CPO may be pressured lower
Forecasting Price Trends
COMMODITIES
By G.M. TEOH
Palm oil fundamentals taking a backseat to crude oil CRUDE PALM OIL
Crude palm oil futures on Bursa Malaysia Derivatives finished the week sharply
lower pressured by long-liquidation and speculative selling influenced by the
strong pullback in crude oil prices. The February futures prices initially
hit a new historic high at RM3,068 a tonne and then reversed direction and fell
to a low of RM3,027 in early trading on Thursday. The downward move was
short-lived and resulted in a strong technical bounced boosted by crude oil
prices that rebounded almost US$5 during the Asian trading hour in reaction to
the Canadian-US oil pipeline explosion. Prices finally sank on
Friday in line with crude oil prices that returned all the earlier gains.

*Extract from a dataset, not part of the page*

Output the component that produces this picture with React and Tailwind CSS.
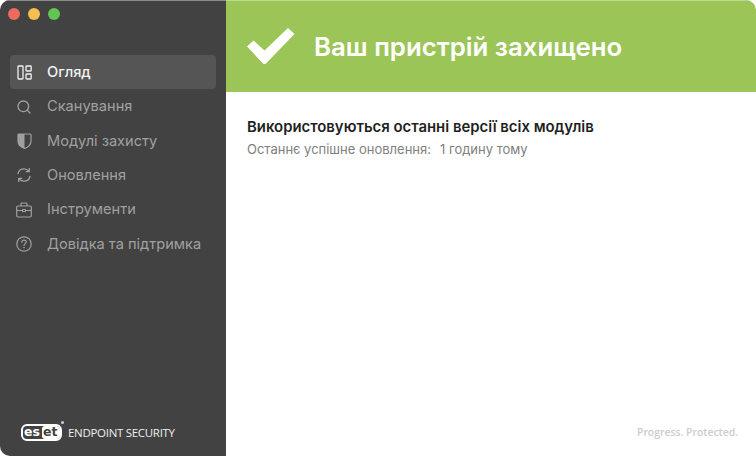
import { LuSearch } from "react-icons/lu";

const LayoutIcon = () => (
  <svg width="15" height="15" viewBox="0 0 15 15" fill="none" stroke="currentColor" strokeWidth="1.3">
    <rect x="1" y="1" width="5" height="13" rx="0.8" />
    <rect x="9" y="1" width="5.2" height="5" rx="0.8" />
    <rect x="9" y="9" width="5.2" height="5" rx="0.8" />
  </svg>
)

const ShieldIcon = () => (
  <svg width="15" height="16" viewBox="0 0 15 16" fill="none">
    <path d="M2 1 H13 Q14 1 14 2 V8 C14 11.500 11.500 14 7.500 15.500 C3.500 14 1 11.500 1 8 V2 Q1 1 2 1 Z" stroke="currentColor" strokeWidth="1.2" />
    <path d="M2 1 H7.500 V15.500 C3.500 14 1 11.500 1 8 V2 Q1 1 2 1 Z" fill="currentColor" />
  </svg>
)

const RefreshIcon = () => (
  <svg width="16" height="16" viewBox="0 0 16 16" fill="none" stroke="currentColor" strokeWidth="1.3" strokeLinecap="round" strokeLinejoin="round">
    <path d="M2 6.500 C2.700 3.700 5.100 1.800 8 1.800 C10 1.800 11.700 2.700 12.800 4.200" />
    <path d="M14 9.500 C13.300 12.300 10.900 14.200 8 14.200 C6 14.200 4.300 13.300 3.200 11.800" />
    <path d="M13.300 1.500 V4.700 H10.300" />
    <path d="M2.700 14.500 V11.300 H5.700" />
  </svg>
)

const BriefcaseIcon = () => (
  <svg width="16" height="16" viewBox="0 0 16 16" fill="none" stroke="currentColor" strokeWidth="1.2">
    <rect x="0.700" y="4" width="14.600" height="11" rx="1.200" />
    <path d="M5 4 V2 Q5 1 6 1 H10 Q11 1 11 2 V4" />
    <path d="M0.700 8.500 H6.500 M9.500 8.500 H15.300" />
    <rect x="6.500" y="7.500" width="3" height="2" rx="0.300" />
  </svg>
)

const HelpIcon = () => (
  <svg width="16" height="16" viewBox="0 0 16 16" fill="none" stroke="currentColor" strokeWidth="1.2">
    <circle cx="8" cy="8" r="7.200" />
    <path d="M5.800 6.200 C5.800 4.900 6.800 4.200 8 4.200 C9.300 4.200 10.200 5 10.200 6.100 C10.200 7.600 8 7.700 8 9.500" strokeLinecap="round" />
    <circle cx="8" cy="11.600" r="0.800" fill="currentColor" stroke="none" />
  </svg>
)

const NAV = [
  { label: "Огляд", icon: <LayoutIcon />, active: true },
  { label: "Сканування", icon: <LuSearch size={16} /> },
  { label: "Модулі захисту", icon: <ShieldIcon /> },
  { label: "Оновлення", icon: <RefreshIcon /> },
  { label: "Інструменти", icon: <BriefcaseIcon /> },
  { label: "Довідка та підтримка", icon: <HelpIcon /> },
]

const Logo = () => (
  <div className="flex items-center gap-[6px]">
    <div className="relative h-[17px] w-[41px]">
      <div className="flex h-full w-full overflow-hidden rounded-[6px] border-2 border-white font-['DejaVu_Sans',sans-serif] text-[12.500px] font-bold leading-[12px]">
        <span className="w-[19px] pl-[1px] text-white">es</span>
        <span className="flex-1 rounded-l-[3px] bg-white pl-[1px] text-[#424242]">et</span>
      </div>
      <span className="absolute right-[-2px] top-[-3px] h-[3px] w-[3px] rounded-full bg-[#cccccc]" />
    </div>
    <span className="text-[11.500px] tracking-[-0.3px] text-[#eeeeee] font-['Open_Sans',sans-serif]">ENDPOINT SECURITY</span>
  </div>
)

const App = () => {
  return (
    <div className="h-[456px] w-[756px] overflow-hidden bg-white font-['Inter',sans-serif]">
      <div className="flex h-full overflow-hidden rounded-[10px]">
        <div className="flex w-[226px] flex-col border-t border-[#8a8a8a] bg-[#424242] px-[10px]">
          <div className="flex h-[54px] gap-[8px] pt-[7px]">
            <span className="ml-[-2px] h-[12px] w-[12px] rounded-full bg-[#ed6a5e]" />
            <span className="h-[12px] w-[12px] rounded-full bg-[#f5bf4f]" />
            <span className="h-[12px] w-[12px] rounded-full bg-[#61c554]" />
          </div>
          <div className="flex flex-col">
            {NAV.map((item) => (
              <div
                key={item.label}
                className={item.active
                  ? "flex h-[34.400px] items-center rounded-[4px] bg-[#555555] font-medium text-[#f2f2f2]"
                  : "flex h-[34.400px] items-center rounded-[4px] text-[#a0a0a0]"}
              >
                <span className="flex w-[37px] justify-center pr-[9px]">{item.icon}</span>
                <span className="text-[14.600px] leading-none">{item.label}</span>
              </div>
            ))}
          </div>
          <div className="mt-auto pb-[15px] pl-[11px]">
            <Logo />
          </div>
        </div>
        <div className="flex flex-1 flex-col">
          <div className="flex h-[92px] items-center border-t border-[#bcd892] bg-[#9cc558] pl-[21px] text-white">
            <svg width="48" height="37" viewBox="0 0 48 37" fill="white">
              <path d="M0 18.500 L6.500 12.500 L17.500 22.500 L41 0 L47.500 6 L18.500 36 L16.500 36 Z" />
            </svg>
            <h1 className="ml-[19px] text-[25.800px] font-semibold leading-none">Ваш пристрій захищено</h1>
          </div>
          <div className="flex flex-1 flex-col px-[21px] pt-[26px]">
            <h2 className="text-[14.900px] font-semibold leading-[18px] text-[#1f1f1f]">Використовуються останні версії всіх модулів</h2>
            <div className="mt-[5px] flex text-[13px] leading-[16px] text-[#808080]">
              <span>Останнє успішне оновлення:</span>
              <span className="ml-[9px]">1 годину тому</span>
            </div>
            <div className="mr-[-3px] mt-auto self-end pb-[15px] font-['Open_Sans',sans-serif] text-[10.400px] font-semibold text-[#cccccc]">Progress. Protected.</div>
          </div>
        </div>
      </div>
    </div>
  )
}

export default App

For now, it is all about crude oil prices. Palm oil fundamentals are taking a
back seat currently and these two partners would continue to waltz to the same
music for some time. Anyone who can successfully predict
crude oil prices would have a field day trading CPO futures. The February
futures prices ranged from a week's low of RM2,923 to RM3,068 and ended sharply
lower at RM2,930, off RM114 a tonne from previously. Volume for the week
fell sharply to 51,855 from 71,959 contracts a week earlier. Open-interests at
Thursdays close declined slightly to 41,391 from 42,950 contracts previously.

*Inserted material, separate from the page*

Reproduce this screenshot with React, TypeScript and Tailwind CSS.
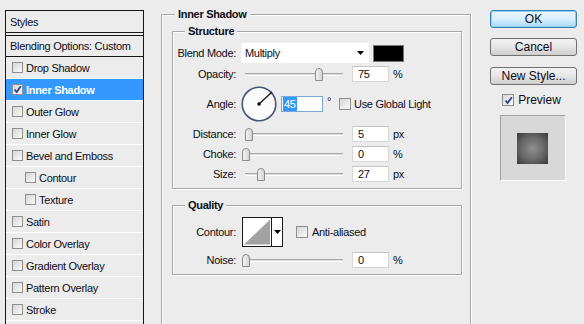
import type { ReactNode } from 'react';

const styleRows = [
  { label: 'Drop Shadow' },
  { label: 'Inner Shadow', checked: true, active: true },
  { label: 'Outer Glow' },
  { label: 'Inner Glow' },
  { label: 'Bevel and Emboss' },
  { label: 'Contour', indent: true },
  { label: 'Texture', indent: true },
  { label: 'Satin' },
  { label: 'Color Overlay' },
  { label: 'Gradient Overlay' },
  { label: 'Pattern Overlay' },
  { label: 'Stroke' },
];

function Check({ checked, size = 11 }: { checked?: boolean; size?: number }) {
  return (
    <span
      className="shrink-0 flex items-center justify-center border border-[#8e8f8f] bg-gradient-to-br from-[#d6d6d6] to-[#fafafa]"
      style={{ width: size, height: size }}
    >
      {checked && (
        <svg width="9" height="9" viewBox="0 0 9 9">
          <path d="M1.5 4.5 L3.6 7 L7.8 1.2" fill="none" stroke="#2b3f8f" strokeWidth="1.8" />
        </svg>
      )}
    </span>
  );
}

function Slider({ thumb }: { thumb: number }) {
  return (
    <div className="relative w-[104px] h-[16px] shrink-0">
      <div className="absolute left-[4px] top-[7px] w-[98px] h-[3px] border-t border-t-[#a9a9a9] border-b border-b-white bg-[#dcdcdc]" />
      <svg className="absolute top-[2px]" style={{ left: thumb - 5 }} width="10" height="14" viewBox="0 0 10 14">
        <defs>
          <linearGradient id="th" x1="0" y1="0" x2="1" y2="0">
            <stop offset="0" stopColor="#f4f4f4" />
            <stop offset="1" stopColor="#d2d2d2" />
          </linearGradient>
        </defs>
        <path d="M1.5 4 Q1.5 0.5 5 0.5 Q8.5 0.5 8.5 4 L8.5 12.5 L1.5 12.5 Z" fill="url(#th)" stroke="#8a8a8a" />
      </svg>
    </div>
  );
}

function NumBox({ value, w = 37 }: { value: string; w?: number }) {
  return (
    <div
      className="h-[16px] bg-white border border-[#d6d6d6] border-t-[#c4c4c4] flex items-center pl-[5px] shrink-0"
      style={{ width: w }}
    >
      {value}
    </div>
  );
}

function Label({ children }: { children: ReactNode }) {
  return <div className="w-[63px] text-right shrink-0 mr-[5px]">{children}</div>;
}

function SliderRow({ label, thumb, value, unit }: { label: string; thumb: number; value: string; unit: string }) {
  return (
    <div className="flex items-center h-[16px]">
      <Label>{label}</Label>
      <Slider thumb={thumb} />
      <div className="ml-[7px]">
        <NumBox value={value} />
      </div>
      <span className="ml-[4px]">{unit}</span>
    </div>
  );
}

function Group({ title, left, className, children }: { title: string; left: number; className?: string; children: ReactNode }) {
  return (
    <div className={`relative border border-[#a8a8a8] shadow-[inset_1px_1px_0_#fff,1px_1px_0_#fff] ${className ?? ''}`}>
      <span
        className="absolute top-[-8px] h-[14px] leading-[14px] px-[3px] bg-[#ececec] font-bold"
        style={{ left }}
      >
        {title}
      </span>
      {children}
    </div>
  );
}

function Dial() {
  return (
    <svg width="36" height="36" viewBox="0 0 36 36" className="shrink-0">
      <circle cx="18" cy="18" r="16.8" fill="#fbfbfb" stroke="#4a5275" strokeWidth="1.6" />
      <line x1="18" y1="18" x2="31" y2="6" stroke="#111" strokeWidth="1.2" />
      <rect x="16.5" y="16.5" width="3" height="3" fill="#000" />
    </svg>
  );
}

function ContourBox() {
  return (
    <div className="w-[41px] h-[30px] border border-[#1a1a1a] bg-white flex shrink-0">
      <svg width="29" height="28" viewBox="0 0 29 28" className="border-r border-[#1a1a1a]">
        <path d="M1 27 L28 1 L28 27 Z" fill="#a2a2a2" />
      </svg>
      <div className="flex-1 flex items-center justify-center">
        <svg width="7" height="4" viewBox="0 0 7 4">
          <path d="M0 0 L7 0 L3.5 4 Z" fill="#000" />
        </svg>
      </div>
    </div>
  );
}

function Button({ children, primary }: { children: ReactNode; primary?: boolean }) {
  return (
    <div
      className={`w-[87px] h-[18px] rounded-[3px] border flex items-center justify-center text-[12px] leading-none ${
        primary
          ? 'border-[#3c7fb1] bg-gradient-to-b from-[#eaf6fd] via-[#d9f0fc] to-[#a7d9f5] shadow-[inset_0_0_0_1px_#8ad2f5]'
          : 'border-[#707070] bg-gradient-to-b from-[#f2f2f2] via-[#e6e6e6] to-[#cfcfcf]'
      }`}
    >
      {children}
    </div>
  );
}

export default function App() {
  return (
    <div className="w-[584px] h-[324px] overflow-hidden bg-[#ececec] flex items-start text-[11px] tracking-[-0.3px] text-[#0c0c18] font-['Liberation_Sans',Arial,sans-serif] leading-[14px]">
      {/* styles list */}
      <div className="ml-[5px] mt-[10px] w-[139px] h-[330px] border border-[#161616] shrink-0">
        <div className="h-[22px] border-b border-[#161616] flex items-center pl-[4px]">Styles</div>
        <div className="h-[2px]" />
        <div className="h-[22px] border-y border-[#161616] flex items-center pl-[4px]">Blending Options: Custom</div>
        {styleRows.map((r) => (
          <div
            key={r.label}
            className={`h-[22px] border-b border-white flex items-center gap-[3px] ${r.indent ? 'pl-[19px]' : 'pl-[6px]'} ${
              r.active ? 'bg-[#3399ff] text-white font-bold' : ''
            }`}
          >
            <Check checked={r.checked} />
            <span>{r.label}</span>
          </div>
        ))}
      </div>

      {/* inner shadow panel */}
      <Group title="Inner Shadow" left={13} className="ml-[17px] mt-[14px] w-[310px] h-[330px] shrink-0 pl-[10px] pt-[16px]">
        <Group title="Structure" left={12} className="w-[290px] pt-[11px] pb-[6px]">
          <div className="flex items-center h-[20px]">
            <Label>Blend Mode:</Label>
            <div className="w-[128px] h-[20px] bg-white flex items-center justify-between pl-[4px] pr-[5px]">
              <span>Multiply</span>
              <svg width="7" height="4" viewBox="0 0 7 4">
                <path d="M0 0 L7 0 L3.5 4 Z" fill="#000" />
              </svg>
            </div>
            <div className="ml-[4px] w-[31px] h-[17px] bg-black border border-[#777]" />
          </div>
          <div className="mt-[3px]">
            <SliderRow label="Opacity:" thumb={78} value="75" unit="%" />
          </div>
          <div className="mt-[4px] flex items-center h-[36px]">
            <Label>Angle:</Label>
            <Dial />
            <div className="ml-[4px] w-[42px] h-[16px] bg-white border border-[#7aa7d6] flex items-center pl-[1px]">
              <span className="bg-[#3399ff] text-white px-[1px]">45</span>
            </div>
            <span className="w-[16px] pl-[4px] self-start mt-[8px]">°</span>
            <Check size={12} />
            <span className="ml-[3px]">Use Global Light</span>
          </div>
          <div className="mt-[4px]">
            <SliderRow label="Distance:" thumb={8} value="5" unit="px" />
          </div>
          <div className="mt-[4px]">
            <SliderRow label="Choke:" thumb={5} value="0" unit="%" />
          </div>
          <div className="mt-[4px]">
            <SliderRow label="Size:" thumb={20} value="27" unit="px" />
          </div>
        </Group>

        <Group title="Quality" left={12} className="mt-[16px] w-[290px] pt-[11px] pb-[6px]">
          <div className="flex items-center h-[30px]">
            <Label>Contour:</Label>
            <div className="ml-[1px]">
              <ContourBox />
            </div>
            <div className="ml-[13px]">
              <Check size={12} />
            </div>
            <span className="ml-[4px]">Anti-aliased</span>
          </div>
          <div className="mt-[5px]">
            <SliderRow label="Noise:" thumb={5} value="0" unit="%" />
          </div>
        </Group>
      </Group>

      {/* buttons + preview */}
      <div className="ml-[19px] mt-[10px] w-[87px] flex flex-col items-center shrink-0 tracking-normal">
        <Button primary>OK</Button>
        <div className="mt-[10px]">
          <Button>Cancel</Button>
        </div>
        <div className="mt-[11px]">
          <Button>New Style...</Button>
        </div>
        <div className="mt-[8px] flex items-center gap-[4px] text-[12px] -ml-[4px]">
          <Check checked size={12} />
          <span>Preview</span>
        </div>
        <div className="mt-[8px] -ml-[2px] w-[66px] h-[66px] bg-[#d8d8d8] border border-t-[#a0a0a0] border-l-[#a0a0a0] border-r-white border-b-white flex items-center justify-center">
          <div className="w-[31px] h-[31px] bg-[radial-gradient(circle,#909090_0%,#666_55%,#383838_100%)]" />
        </div>
      </div>
    </div>
  );
}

The daily candlestick chart closed the week negative and called for the
resumption of the newly developed downward momentum. There were four black
candles in the past five days and the black candle on Friday suggests the
immediate strength of the market is weak. The newly developed downward
momentum is likely to expand this week. The February futures have an important
chart support at the RM2,920RM2,900 levels. Violation of these support levels
would likely trigger fresh selling momentum and take values lower to test the
next minor chart support at the RM2,8502,820 levels. Chart
resistance for this week is seen at RM2,935RM2,950. The technical
indicators ended the week in a bearish setting and suggested the market would
continue with its downward correction. The daily stochastic triggered the
sell signal on Nov 26 and ended the week in a negative setting. The oscillators
per cent K and D ended sharply lower in the oversold zones at 17.41% and 27.13%
respectively. The trend-tracker, the 3- and 7-day ESA-lines, turned negative
on Nov 28 and closed the week in negative divergence, indicating the
immediate-term trend is still negative. The 5-day RSI is now pointing south
after ending sharply lower in the negative territory at 39.77 points. The RSI
is signalling the immediate underlying strength of the market is weak.